New strategies needed to raise capital
To raise capital while maintaining tradition, mutuals need new strategies for growth
By Melanie Scarborough
Mutual institutions face a conundrum: To grow, they need capital, but to get capital, they must be profitable. “The only way to raise capital right now is to earn it,” says Brian Lanigan, first executive vice-president and chief operating officer of Middlesex Savings Bank, Natick, Mass. Yet it is increasingly difficult to retain earnings as so-called reform measures curtail avenues of profit.
For instance, requirements to reduce interchange rates and provide an opt-in provision for overdraft programs are “taking capital away,” says Lanigan. “They negatively impact fee income, which for mutuals, is practically the only way to increase capital: We can increase profits or reduce expenses.”
Reducing expenses certainly is a necessary component of profitability, says Richard Schaberg, a partner in the Washington, D.C., law firm Hogan Lovells, who specializes in mutual issues. Mutuals can sell and lease back real estate, he says, or close branches that aren’t profitable.
“Outside of those, the only real [option for raising capital] is having a no-stock mutual holding company because then they can raise subordinated debt at the holding-company level and push the profit back down, where it becomes Tier 1 capital,” Schaberg explains. “And you can do it with a no-stock structure so you’re not converting and haven’t threatened your mutual existence.”
Forming a holding company also allows other options, such as issuing trust-preferred securities, but that market has virtually disappeared and may never recover. (Pending legislative changes may also affect this.)
“At the moment, the only viable solutions for raising capital include some form of stock conversion,” says Jim Clarke, principal of Clarke Consulting, Villanova, Pa. Conversion may be partial, where a minority amount of stock is sold and majority ownership retained by the MHC, or full, where the mutual becomes a stock institution.

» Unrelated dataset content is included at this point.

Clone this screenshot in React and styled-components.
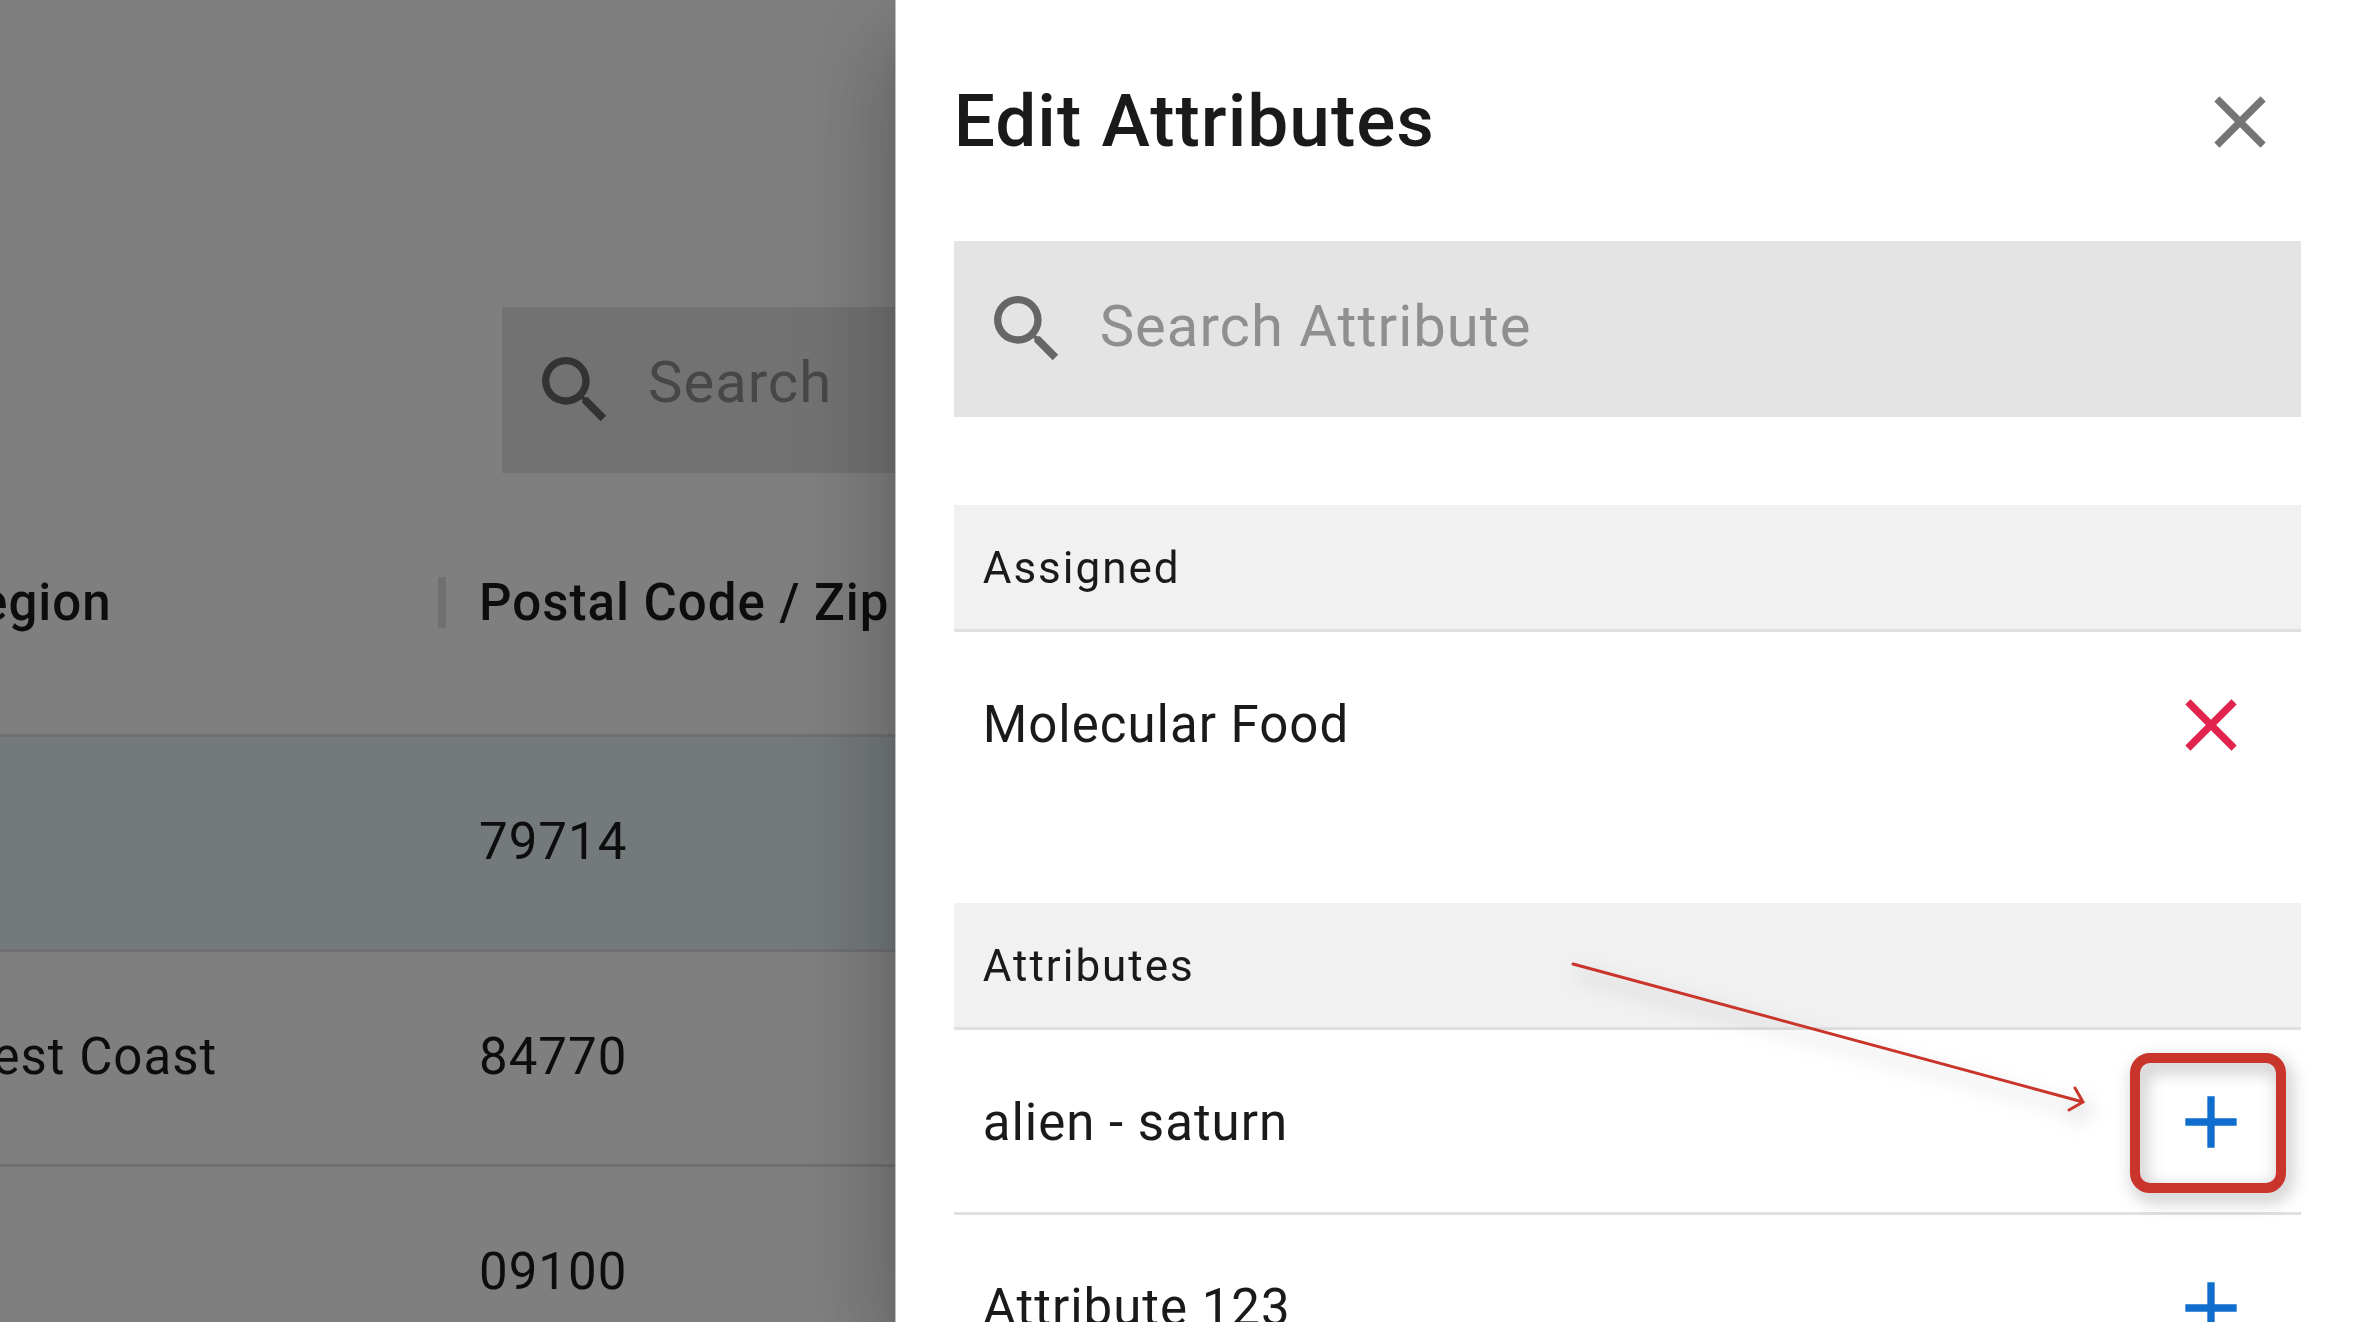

Before exercising any option, Clarke recommends that CEOs and directors evaluate their position: “If your bank has 12% capital, you do not have a problem; therefore, forget about raising capital. Instead, focus on profitability to support capital growth in the future. If you have 7% capital, the situation is different; you may have to consider a stock offering.”
Still, before taking that final step, he urges bankers to consider options such as shrinking the bank. “Long-term profitability is the key to your success whether you remain mutual or do a conversion.”